President’s Advisory Council on Financial Literacy

 

As our nation's financial troubles continue to worsen, more elected officials, business leaders and other policymakers are realizing that lasting solutions will not be possible without a redoubling of our collective efforts to improve our nation's abysmal financial literacy rate.

 

Most recently, President Bush established the President's Advisory Council on Financial Literacy (http://www.treas.gov/offices/domestic-finance/financial-institution/fin-education/council/index.shtml), a group of eminent leaders in the business, faith-based, and non-profit sectors pulled together to provide meaningful solutions to address this our collective financial illiteracy.  The council is another step in the right direction and underscores that concern about our nation's financial illiteracy has reached the highest levels of government and business.

 

The presidential panel is the latest addition to a number of existing initiatives that include the Treasury Department's Financial Literacy and Education Commission (http://www.treas.gov/offices/domestic-finance/financial-institution/fin-education/commission/), the National Council on Economic Education, and scores of state, regional and non-profit initiatives.  While this growing interest in solving the financial literacy mess is welcomed news, it is critical that all of these initiatives be coordinated and evidence-based if we are to achieve any meaningful and measurable results.

 

At Networks Financial Institute at Indiana State University, we've been addressing financial literacy, largely in the state of Indiana, for about 5 years now.  When we first began, our baseline research indicated that about half of all Indiana students in grades kindergarten through 12th received no formal financial literacy education. 

 

In our race to focus on equally important priorities such as advanced math and science education, we appear to have neglected a fundamental subject of financial literacy, and we as a nation are now suffering the consequences through the residual impacts of the sub-prime mortgage implosion and other financial messes resultant from decisions made by under and uninformed consumers.

 

To address this concern, NFI designed a comprehensive evidence-based financial literacy curriculum called Kids Count on the Money Bus (http://www.moneybus.org), targeted initially to underserved students in grades 3 through 5.  The curriculum is mapped to academic standards and is designed for seamless incorporation within the general curriculum.  Importantly, the curriculum also targets the families of the students who similarly suffer from a lack of financial literacy.  Over the past 2 years, this NFI program has touched more than 10,000 school students and their families, and has attained measurable progress. 

 

 Like literacy itself, it is imperative that financial literacy be viewed as a lifelong learning endeavor that should be taught at the earliest possible age and be reinforced through continued exposure in both the school and home.  Any national recommendations from the advisory council or other bodies must recognize that financial literacy is a continual process and not merely a box that is checked off when the required unit is completed at week's end.

 

We all know what often happens when students stop learning a given subject - they forget it unless the information is continually built upon and reinforced.  We as a nation simply cannot afford for our students to lose their financial literacy knowledge, especially as they age and begin to make financial decisions (car loans, college loans, living expenses) that if unsound could have long-lasting negative ramifications.

 

We also caution leaders from presuming that curriculum focused on economics or other related issues is sufficient to meet the need of sound financial literacy education.  While economics and other topics should most certainly be taught and may provide excellent toeholds to introduce financial literacy to the classroom, relying on existing instruction devoid of financial-literacy specific curriculum will not bring us any closer to a solution.

 

Establishing local or regional financial literacy councils helps bring the broader community - especially parents - into the equation and should also be part of a national solution.
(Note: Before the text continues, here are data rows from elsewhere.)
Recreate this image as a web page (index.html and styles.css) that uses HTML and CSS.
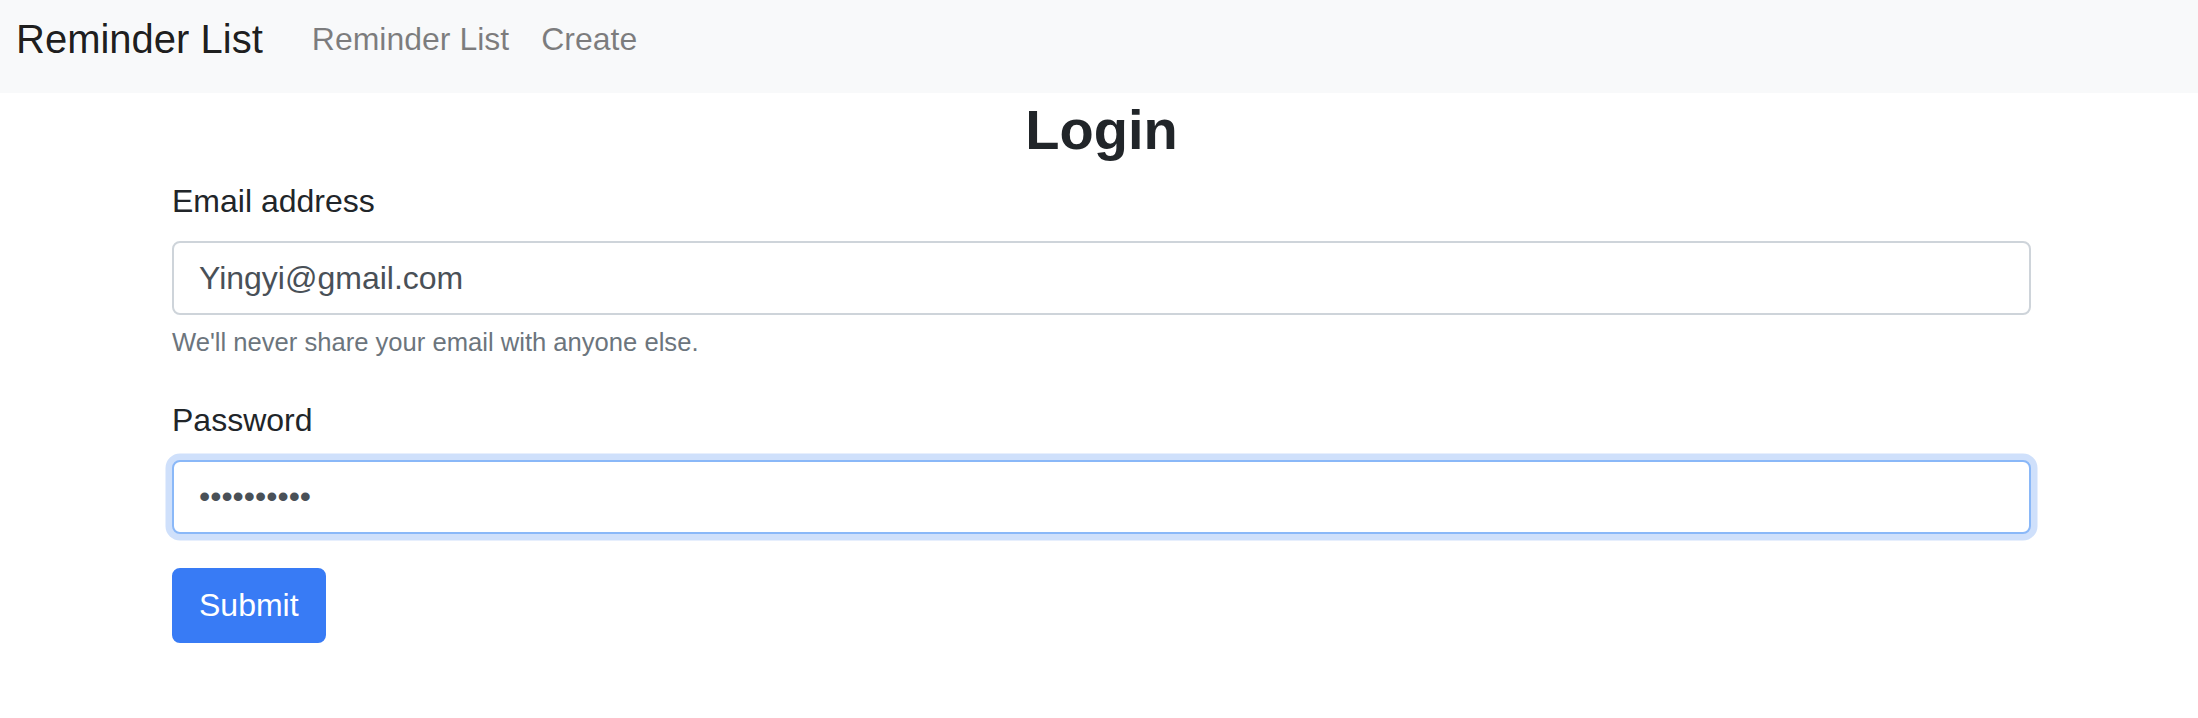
FILE: index.html
```html
<!DOCTYPE html>
<html lang="en">
<head>
<meta charset="utf-8">
<title>Reminder List - Login</title>
<link rel="stylesheet" href="styles.css">
</head>
<body>
<nav class="navbar">
  <a class="brand" href="#">Reminder List</a>
  <ul class="nav">
    <li><a class="nav-link" href="#">Reminder List</a></li>
    <li><a class="nav-link" href="#">Create</a></li>
  </ul>
</nav>
<main class="container">
  <h2 class="title">Login</h2>
  <form class="login-form">
    <div class="form-group">
      <label class="label" for="email">Email address</label>
      <input class="input" id="email" type="email" value="Yingyi@gmail.com">
      <small class="hint">We'll never share your email with anyone else.</small>
    </div>
    <div class="form-group">
      <label class="label" for="password">Password</label>
      <input class="input input-focus" id="password" type="password" value="password12">
    </div>
    <button class="btn" type="button">Submit</button>
  </form>
</main>
</body>
</html>
```

FILE: styles.css
```css
* { box-sizing: border-box; }

html, body {
  margin: 0;
  padding: 0;
  background: #ffffff;
  font-family: "Liberation Sans", Arial, Helvetica, sans-serif;
  color: #212529;
}

.navbar {
  display: flex;
  align-items: center;
  height: 93px;
  padding: 8.5px 16px 24.5px;
  background: #f8f9fa;
}

.brand {
  font-size: 40px;
  line-height: 60px;
  color: rgba(0, 0, 0, 0.9);
  text-decoration: none;
  margin-right: 33px;
  white-space: nowrap;
}

.nav {
  display: flex;
  list-style: none;
  margin: 0;
  padding: 0;
}

.nav-link {
  display: block;
  padding: 0 16px;
  font-size: 32px;
  line-height: 48px;
  color: rgba(0, 0, 0, 0.5);
  text-decoration: none;
  white-space: nowrap;
}

.container {
  padding: 0 167px 0 172px;
}

.title {
  margin: 3px 0 14px;
  font-size: 56px;
  line-height: 67.2px;
  font-weight: 700;
  text-align: center;
  color: #212529;
}

.form-group {
  margin-bottom: 34px;
}

.label {
  display: block;
  margin-bottom: 16px;
  font-size: 32px;
  line-height: 48px;
  color: #212529;
}

.input {
  display: block;
  width: 100%;
  height: 74px;
  margin: 0;
  padding: 0 25px;
  font-family: "Liberation Sans", Arial, Helvetica, sans-serif;
  font-size: 32px;
  color: #495057;
  background: #ffffff;
  border: 2px solid #ced4da;
  border-radius: 8px;
  outline: none;
}

.input-focus {
  border-color: #8ab8f8;
  box-shadow: 0 0 0 6.5px #cfe0fb;
}

.hint {
  display: block;
  margin-top: 8px;
  font-size: 25.6px;
  line-height: 38.4px;
  color: #6c757d;
}

.btn {
  display: inline-block;
  height: 75px;
  padding: 0 25px;
  font-family: "Liberation Sans", Arial, Helvetica, sans-serif;
  font-size: 32px;
  color: #ffffff;
  background: #387bf5;
  border: 2px solid #387bf5;
  border-radius: 8px;
  cursor: pointer;
}
```
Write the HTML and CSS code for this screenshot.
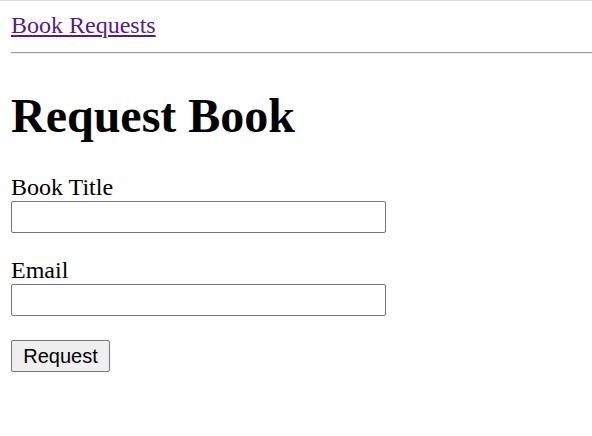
FILE: index.html
```html
<!DOCTYPE html>
<html>
<head>
<meta charset="utf-8">
<link rel="stylesheet" href="styles.css">
</head>
<body>
<div class="topline"></div>
<div class="page">
  <nav class="nav"><a href="#" class="nav-link">Book Requests</a></nav>
  <hr class="rule">
  <h1 class="title">Request Book</h1>
  <form class="form">
    <div class="field">
      <label class="label" for="t">Book Title</label>
      <input class="input" id="t" type="text">
    </div>
    <div class="field">
      <label class="label" for="e">Email</label>
      <input class="input" id="e" type="email">
    </div>
    <button class="btn" type="button">Request</button>
  </form>
</div>
</body>
</html>
```
FILE: styles.css
```css
html, body {
  margin: 0;
  padding: 0;
  background: #fff;
}
body {
  font-family: "Liberation Serif", "Times New Roman", serif;
  font-size: 24px;
  color: #000;
  overflow: hidden;
}
.topline {
  height: 1px;
  background: #dadce0;
}
.page {
  padding: 11px 0 0 11px;
}
.nav {
  line-height: 27px;
  height: 27px;
}
.nav-link {
  color: #551a8b;
  text-decoration: underline;
}
.rule {
  margin: 13px 0 0 0;
  border: 0;
  border-top: 1px solid #9a9a9a;
  border-bottom: 1px solid #eeeeee;
  height: 0;
}
.title {
  font-size: 48px;
  font-weight: bold;
  line-height: 55px;
  margin: 34px 0 0 0;
}
.form {
  margin-top: 31px;
  display: flex;
  flex-direction: column;
  align-items: flex-start;
}
.field {
  display: flex;
  flex-direction: column;
  align-items: flex-start;
  margin-bottom: 24px;
}
.label {
  line-height: 27px;
  height: 27px;
}
.input {
  box-sizing: border-box;
  width: 375px;
  height: 32px;
  margin: 0;
  border: 1px solid #767676;
  border-radius: 2px;
  background: #fff;
  font-size: 18px;
}
.btn {
  box-sizing: border-box;
  height: 32px;
  width: 99px;
  padding: 0;
  margin: 0;
  font-family: "Liberation Sans", Arial, sans-serif;
  font-size: 20px;
  color: #000;
  background: #efefef;
  border: 1px solid #767676;
  border-radius: 2px;
}
```
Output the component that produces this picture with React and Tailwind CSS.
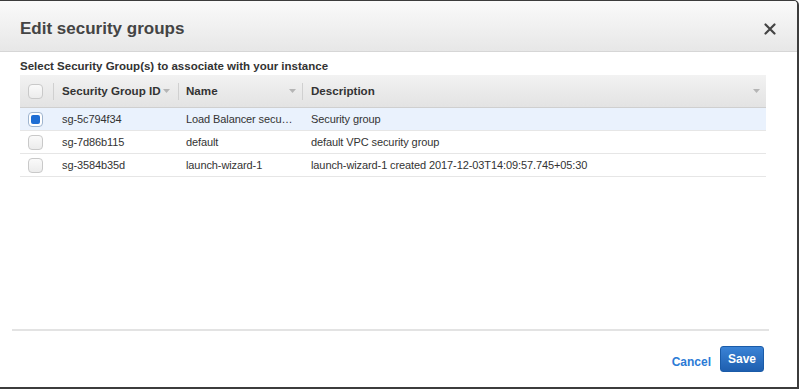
import React from "react";

const Caret = () => (
  <svg width="7" height="4" viewBox="0 0 7 4" className="shrink-0">
    <path d="M0 0 L7 0 L3.5 4 Z" fill="#b5b5b5" />
  </svg>
);

const Check = ({ checked }) =>
  checked ? (
    <div className="w-[15px] h-[15px] rounded-[4px] border border-[#9fb5cf] bg-white p-[2px]">
      <div className="w-full h-full rounded-[2px] bg-[#1f6ed4]" />
    </div>
  ) : (
    <div className="w-[15px] h-[15px] rounded-[4px] border border-[#c9c9c9] bg-gradient-to-b from-[#fafafa] to-[#ececec]" />
  );

const rows = [
  { id: "sg-5c794f34", name: "Load Balancer secu…", desc: "Security group", sel: true },
  { id: "sg-7d86b115", name: "default", desc: "default VPC security group" },
  { id: "sg-3584b35d", name: "launch-wizard-1", desc: "launch-wizard-1 created 2017-12-03T14:09:57.745+05:30" },
];

export default function App() {
  return (
    <div
      className="w-[800px] h-[389px] bg-white overflow-hidden"
      style={{ fontFamily: '"Liberation Sans", Arial, sans-serif' }}
    >
      <div className="w-[799px] h-[389px] border-t border-r-2 border-b-2 border-[#3c3c3c] rounded-tr-[5px] flex flex-col bg-white overflow-hidden">
        <div className="h-[51px] shrink-0 bg-gradient-to-b from-[#fafafa] to-[#e7e7e7] border-b border-[#d6d6d6] flex items-center justify-between pl-[20px] pr-[21px]">
          <div className="text-[17px] font-bold text-[#444] mt-[6px]">Edit security groups</div>
          <svg width="12" height="12" viewBox="0 0 12 12" className="mt-[6px]">
            <path d="M1.5 1.5 L10.5 10.5 M10.5 1.5 L1.5 10.5" stroke="#444" strokeWidth="2.2" strokeLinecap="round" />
          </svg>
        </div>
        <div className="px-[20px] pt-[6px] flex-1 flex flex-col">
          <div className="text-[11.5px] font-bold text-[#333] leading-[16px]">
            Select Security Group(s) to associate with your instance
          </div>
          <div className="mt-[1px] w-[746px]">
            <div className="h-[33px] flex items-center bg-gradient-to-b from-[#f2f2f2] to-[#e3e3e3] border-b border-[#cfcfcf] text-[11.6px] font-bold text-[#333]">
              <div className="w-[33px] h-full flex items-center pl-[8px]">
                <Check />
              </div>
              <div className="w-[1px] h-[17px] bg-[#d0d0d0]" />
              <div className="w-[124px] flex items-center justify-between pl-[8px] pr-[8px]">
                <span>Security Group ID</span>
                <Caret />
              </div>
              <div className="w-[1px] h-[17px] bg-[#d0d0d0]" />
              <div className="w-[123px] flex items-center justify-between pl-[7px] pr-[6px]">
                <span>Name</span>
                <Caret />
              </div>
              <div className="w-[1px] h-[17px] bg-[#d0d0d0]" />
              <div className="flex-1 flex items-center justify-between pl-[8px] pr-[6px]">
                <span>Description</span>
                <Caret />
              </div>
            </div>
            {rows.map((r) => (
              <div
                key={r.id}
                className={`h-[23px] flex items-center border-b border-[#e6e6e6] text-[11px] tracking-[-0.1px] text-[#333] ${r.sel ? "bg-[#eaf2fd]" : "bg-white"}`}
              >
                <div className="w-[34px] pl-[8px]">
                  <Check checked={r.sel} />
                </div>
                <div className="w-[124px] pl-[8px]">{r.id}</div>
                <div className="w-[125px] pl-[8px] whitespace-nowrap">{r.name}</div>
                <div className="flex-1 pl-[8px] whitespace-nowrap">{r.desc}</div>
              </div>
            ))}
          </div>
        </div>
        <div className="mx-[12px] mr-[28px] h-[2px] bg-[#e3e3e3] shrink-0" />
        <div className="h-[56px] shrink-0 flex items-center justify-end pr-[33px] pb-[1px]">
          <span className="text-[12px] font-bold text-[#2b7bd6] mr-[9px] mt-[6px]">Cancel</span>
          <button className="w-[44px] h-[26px] mt-[1px] rounded-[3px] border border-[#1a5ba8] bg-gradient-to-b from-[#3a83d6] to-[#1e5faf] text-white text-[12px] font-bold flex items-center justify-center">
            Save
          </button>
        </div>
      </div>
    </div>
  );
}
Just as the President's advisory council is seeking to do nationally, the local or regional councils would task a group of similarly focused experts to continue this work on an ongoing basis.

 

Perhaps most importantly, any national recommendations and guidelines must focus on professional development to ensure our classroom teachers are well-prepared to teach financial literacy. Just as no parent would want a teacher unskilled in math teaching calculus, we should have no less of a standard when it comes to financial literacy.

 

Unfortunately, our own research shows that less than 40 percent of classroom teachers throughout the nation consider their own financial literacy to be "very good" or better (http://www.networksfinancialinstitute.org/Lists/Publication%20Library/Attachments/86/2007-NFI-03_Godsted-McCormick.pdf).  To expect these teachers to educate our children on financial literacy without providing the resources and training needed to improve their own knowledge would bear little to no fruit.

 

Along with the focus on professional development, a meaningful financial literacy initiative must also include metrics for determining success.  Without regular and thorough evaluations, we will have no way of knowing what is working and what is failing.

 

We applaud the President for stepping up to recognize the degree of financial illiteracy in our country and for taking action aimed at solving this problem. While decades of neglect cannot be reversed overnight, a concerted effort aimed at infusing our classrooms with evidence-based financial literacy instruction that works will surely help us spare future generations from similar financial harm.